While there was an existing non-aggression pact between Germany and Russia – signed in 1939 – the time the former attacked the latter, many believed Hitler intended to attack the Russians in his own time as he viewed them a race inferior to his own.

However, Russian leader Joseph Stalin appeared blind to the true intentions of the Nazi leader.

Soviet spies had already warned Stalin that Germany’s attack was imminent months before it actually happened but he did not listen to them. Furthermore, he believed Hitler when the dictator said the reason behind why German troops were on the Soviet border was to keep them out of range of British warplane strikes. Stalin even ordered his own soldiers not to fire out at German spy planes in spite of the countless times they invaded Soviet’s airspace.

Finally, Stalin’s perplexing trust on Hitler got shattered completely when Nazi Germany sent in over three million of its troops to invade Soviet Union in what was called Operation Barbarossa giving birth to WWII’s Russian Front [Eastern Front].

2. Germany would crush Soviet Union quickly . . . wrong!


Operation Barbarossa’s original intent was to totally defeat Soviet Union within a three-to-six-month period. In its early days, many war analysts believed and started predicting that Soviet Union’s defeat would be dealt earlier than the operation’s time span.

Nazi German troops, tanks and planes were very ruthless killing and wounding 150,000 Soviets just within a week through the campaign in the Eastern Front while its air force – the Luftwaffe – destroyed 2,000 Soviet warplanes just within the first two days of the operation.

However, in spite of these massive setbacks in the early days of the duel, Soviet Union continued to fight back and its ostensibly unending supply of troops carried on and eventually became too much for Nazi Germany to handle.

While several million Russians died because of Germany’s continuing campaign, Hitler also lost 700,000 men in it. Moreover, the Soviets showed they were not pushovers; they fought back as ferociously that Germany’s believed swift victory dragged on for years and ended in defeat.

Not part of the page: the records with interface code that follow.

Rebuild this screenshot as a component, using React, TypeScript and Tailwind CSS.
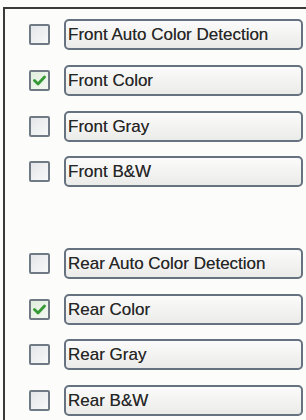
import React, { useState } from 'react';

type Option = { id: string; label: string };

const front: Option[] = [
    { id: 'front-auto', label: 'Front Auto Color Detection' },
    { id: 'front-color', label: 'Front Color' },
    { id: 'front-gray', label: 'Front Gray' },
    { id: 'front-bw', label: 'Front B&W' },
];

const rear: Option[] = [
    { id: 'rear-auto', label: 'Rear Auto Color Detection' },
    { id: 'rear-color', label: 'Rear Color' },
    { id: 'rear-gray', label: 'Rear Gray' },
    { id: 'rear-bw', label: 'Rear B&W' },
];

const CheckBox: React.FC<{ checked: boolean; onToggle: () => void }> = ({ checked, onToggle }) => (
    <button
        onClick={onToggle}
        className={`w-[21px] h-[21px] shrink-0 rounded-[2px] border-2 border-[#6f7a85] flex items-center justify-center ${
            checked ? 'bg-gradient-to-br from-[#dfeedd] to-[#f4f8f2]' : 'bg-gradient-to-br from-[#e3e6e9] to-[#f8f8f8]'
        }`}
    >
        {checked && (
            <svg width="13" height="11" viewBox="0 0 13 11">
                <path d="M1.5 5.5 L5 9 L11.5 2" fill="none" stroke="#359a35" strokeWidth="2.8" strokeLinecap="round" strokeLinejoin="round" />
            </svg>
        )}
    </button>
);

const Row: React.FC<{ option: Option; checked: boolean; onToggle: () => void }> = ({ option, checked, onToggle }) => (
    <div className="flex items-center gap-[14px] h-[31px]">
        <CheckBox checked={checked} onToggle={onToggle} />
        <div className="flex-1 h-full rounded-[5px] border-2 border-[#66727f] bg-gradient-to-b from-[#fbfbfb] to-[#ebebe9] flex items-center pl-[2px] text-[17px] leading-none text-[#262626] [text-shadow:0_0_0.6px_rgba(0,0,0,0.5)]">
            {option.label}
        </div>
    </div>
);

const App: React.FC = () => {
    const [checked, setChecked] = useState<Record<string, boolean>>({ 'front-color': true, 'rear-color': true });
    const toggle = (id: string) => setChecked(prev => ({ ...prev, [id]: !prev[id] }));

    return (
        <div className="w-[306px] h-[420px] bg-[#fcfcfb] overflow-hidden pl-[3px] pt-[7px]" style={{ fontFamily: '"Liberation Sans", Arial, sans-serif' }}>
            <div className="h-full border-l-2 border-t-2 border-[#3a3a3a] pl-[24px] pr-[3px] pt-[10px] flex flex-col gap-[14.75px]">
                {front.map(o => (
                    <Row key={o.id} option={o} checked={!!checked[o.id]} onToggle={() => toggle(o.id)} />
                ))}
                <div className="h-[31px] shrink-0" />
                {rear.map(o => (
                    <Row key={o.id} option={o} checked={!!checked[o.id]} onToggle={() => toggle(o.id)} />
                ))}
            </div>
        </div>
    );
};

export default App;
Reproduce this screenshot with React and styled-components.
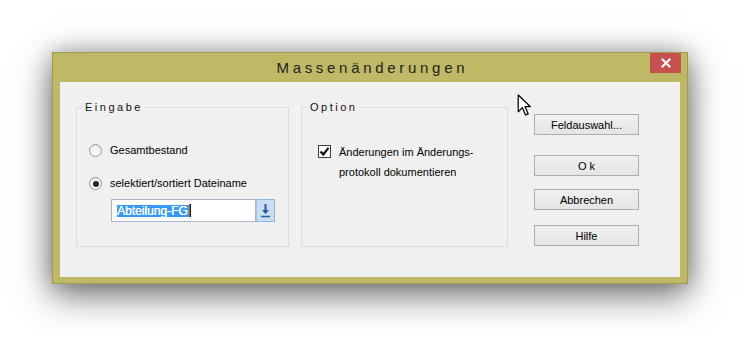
import React from "react";
import styled, { createGlobalStyle } from "styled-components";

const Global = createGlobalStyle`
  html, body { margin: 0; padding: 0; background: #ffffff; }
  body { font-family: "Liberation Sans", Arial, sans-serif; }
  * { box-sizing: border-box; }
`;

const Page = styled.div`
  padding: 52px 0 0 52px;
  width: 740px;
  height: 337px;
  overflow: hidden;
`;

const Window = styled.div`
  width: 636px;
  border: 1px solid #a29b4c;
  background: #bfb865;
  padding: 0 7px 6px 7px;
  box-shadow: 0 12px 34px rgba(0, 0, 0, 0.5), 0 0 22px rgba(0, 0, 0, 0.28);
`;

const TitleBar = styled.div`
  height: 29px;
  display: grid;
  grid-template-columns: 1fr auto 1fr;
  align-items: start;
  margin: 0 -1px 0 0;
`;

const Title = styled.div`
  grid-column: 2;
  align-self: center;
  font-size: 15px;
  letter-spacing: 3.7px;
  padding-left: 3.7px;
  color: #23231f;
  line-height: 29px;
`;

const CloseButton = styled.div`
  grid-column: 3;
  justify-self: end;
  width: 31px;
  height: 20px;
  background: #c75050;
  display: flex;
  align-items: center;
  justify-content: center;
`;

const Client = styled.div`
  position: relative;
  height: 195px;
  background: #f0f0f0;
  padding: 25px 0 0 16px;
  display: flex;
  align-items: flex-start;
  font-size: 11px;
  color: #000;
`;

const Group = styled.div`
  position: relative;
  width: ${(p) => p.$width}px;
  height: 140px;
  border: 1px solid #dcdcdc;
  margin-right: ${(p) => p.$gap}px;
  padding: ${(p) => p.$pad};
  display: flex;
  flex-direction: column;
`;

const GroupLabel = styled.span`
  position: absolute;
  top: -7px;
  left: 6px;
  padding: 0 2px;
  background: #f0f0f0;
  font-size: 11px;
  line-height: 12px;
  letter-spacing: 2.5px;
  color: #111;
`;

const RadioRow = styled.div`
  display: flex;
  align-items: center;
  height: 13px;
  margin-top: ${(p) => p.$mt || 0}px;
`;

const RadioCircle = styled.span`
  width: 13px;
  height: 13px;
  border-radius: 50%;
  border: 1px solid #939393;
  background: linear-gradient(#ececec, #ffffff);
  display: flex;
  align-items: center;
  justify-content: center;
  flex: none;
  &::after {
    content: "";
    width: 6px;
    height: 6px;
    border-radius: 50%;
    background: ${(p) => (p.$checked ? "#262626" : "transparent")};
  }
`;

const OptionText = styled.span`
  margin-left: 8px;
  font-size: 11px;
  line-height: 13px;
  white-space: nowrap;
`;

const InputRow = styled.div`
  display: flex;
  margin: 9px 0 0 22px;
  height: 23px;
`;

const TextField = styled.div`
  width: 145px;
  height: 23px;
  border: 1px solid #a9b6c9;
  background: #ffffff;
  padding: 4px 0 0 5px;
  display: flex;
  align-items: flex-start;
`;

const Selected = styled.span`
  display: inline-block;
  height: 12px;
  line-height: 12px;
  margin-top: 1px;
  background: #3399ff;
  color: #ffffff;
  font-size: 12px;
  padding: 0 1px 0 0;
  text-shadow: 0.3px 0 0 #ffffff;
`;

const Caret = styled.span`
  display: inline-block;
  width: 2px;
  height: 13px;
  background: linear-gradient(90deg, #c06a10 0 1px, #151515 1px);
`;

const DropButton = styled.div`
  width: 19px;
  height: 23px;
  border: 1px solid #8db3e2;
  border-left-color: #9fbfe6;
  background: #cbdcf3;
  display: flex;
  align-items: center;
  justify-content: center;
`;

const CheckRow = styled.div`
  display: flex;
  align-items: flex-start;
`;

const CheckBox = styled.span`
  width: 13px;
  height: 13px;
  margin-top: 3px;
  border: 1px solid #3c3c3c;
  background: #ffffff;
  display: flex;
  align-items: center;
  justify-content: center;
  flex: none;
`;

const CheckText = styled.div`
  margin-left: 8px;
  font-size: 11px;
  line-height: 20px;
`;

const ButtonColumn = styled.div`
  display: flex;
  flex-direction: column;
  padding-top: 7px;
`;

const Button = styled.div`
  width: 105px;
  height: 21px;
  margin-top: ${(p) => p.$mt || 0}px;
  border: 1px solid #adadad;
  background: linear-gradient(#f0f0f0, #e5e5e5);
  display: flex;
  align-items: center;
  justify-content: center;
  font-size: 11px;
  color: #000;
`;

const Cursor = styled.svg`
  position: absolute;
  left: 457px;
  top: 12px;
`;

function CloseIcon() {
  return (
    <svg width="10" height="10" viewBox="0 0 10 10">
      <path d="M1.5 1.5 L8.5 8.5 M8.5 1.5 L1.5 8.5" stroke="#fff" strokeWidth="2" strokeLinecap="square" />
    </svg>
  );
}

function DownArrow() {
  return (
    <svg width="11" height="15" viewBox="0 0 11 15">
      <path d="M5.5 1 V10" stroke="#1d5ea8" strokeWidth="2" />
      <path d="M2 7 L5.5 11 L9 7 Z" fill="#1d5ea8" />
      <path d="M1 13.5 H10" stroke="#1d5ea8" strokeWidth="1.5" />
    </svg>
  );
}

function CheckMark() {
  return (
    <svg width="11" height="11" viewBox="0 0 11 11">
      <path d="M1.5 5.5 L4.3 8.5 L9.5 1.8" fill="none" stroke="#111" strokeWidth="2.2" />
    </svg>
  );
}

export default function App() {
  return (
    <Page>
      <Global />
      <Window>
        <TitleBar>
          <Title>Massenänderungen</Title>
          <CloseButton>
            <CloseIcon />
          </CloseButton>
        </TitleBar>
        <Client>
          <Group $width={213} $gap={12} $pad="36px 0 0 12px">
            <GroupLabel>Eingabe</GroupLabel>
            <RadioRow>
              <RadioCircle />
              <OptionText>Gesamtbestand</OptionText>
            </RadioRow>
            <RadioRow $mt={20}>
              <RadioCircle $checked />
              <OptionText>selektiert/sortiert Dateiname</OptionText>
            </RadioRow>
            <InputRow>
              <TextField>
                <Selected>Abteilung-FG</Selected>
                <Caret />
              </TextField>
              <DropButton>
                <DownArrow />
              </DropButton>
            </InputRow>
          </Group>
          <Group $width={207} $gap={26} $pad="34px 0 0 16px">
            <GroupLabel>Option</GroupLabel>
            <CheckRow>
              <CheckBox>
                <CheckMark />
              </CheckBox>
              <CheckText>
                Änderungen im Änderungs-
                <br />
                protokoll dokumentieren
              </CheckText>
            </CheckRow>
          </Group>
          <ButtonColumn>
            <Button>Feldauswahl...</Button>
            <Button $mt={20}>O k</Button>
            <Button $mt={13}>Abbrechen</Button>
            <Button $mt={15}>Hilfe</Button>
          </ButtonColumn>
          <Cursor width="15" height="23" viewBox="0 0 14 22">
            <path d="M1 1 L1 17 L5 13 L8 20 L10.5 19 L7.5 12 L12.5 12 Z" fill="#fff" stroke="#000" strokeWidth="1.2" strokeLinejoin="round" />
          </Cursor>
        </Client>
      </Window>
    </Page>
  );
}
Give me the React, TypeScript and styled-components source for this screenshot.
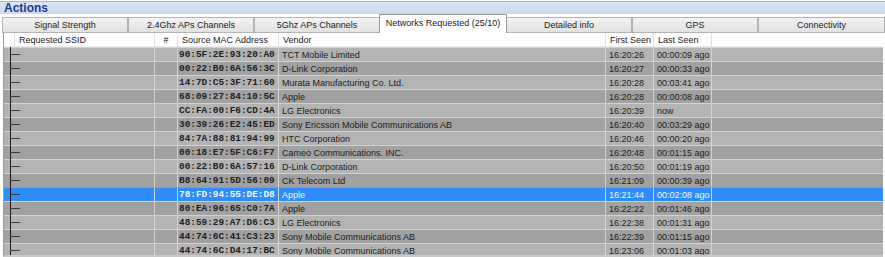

3. Perpetual winter in the Eastern Front – an important factor in Soviet victory.

Russia’s never-ending and deadly frost – aptly called General Winter –  played a crucial role in the victory of the Russians against the Germans.

Hitler’s invasion plan was set out for the German troops to conquer Russia before the country’s legendary cold climate set in. But then, the German army’s problem with supplies coupled with the dauntless resistance Soviet Union put up stall their advance to Moscow until late 1941. By this time, General Winter had already started which proved too much for the German army still clad in their summer uniforms.

“Frostbite epidemic” quickly spread with an estimated number of 100,000 cases reported at the end of 1941. This resulted to the amputation of about 15,000 limbs.

It’s not just the German soldiers who had to contend with the biting cold of the Eastern Front. Their equipment had, too. Their guns and artillery froze and could not be fired while their tanks and jeeps refused to start as these also got frozen. Not only was the annual cold a thorn on the side of the Germans, the other seasons were quite “hellish”, too. Russian summer proved to be too hot oftentimes while Russian spring and fall brought in rasputitsa, the miserable rainy season that clogged roads rendering them impassable.

Of course, the Russians were more accustomed to the weather conditions of the Eastern Front as it was their own country. They had skis, camouflage and specially designed rifles to use.

4. Russian women had large contribution in the Eastern Front.

Soviet Union and Nazi Germany differ greatly in views regarding women. Hitler made it clear that a woman’s role revolved around the Kinder, Küche, Kirche or children, kitchen/home and church.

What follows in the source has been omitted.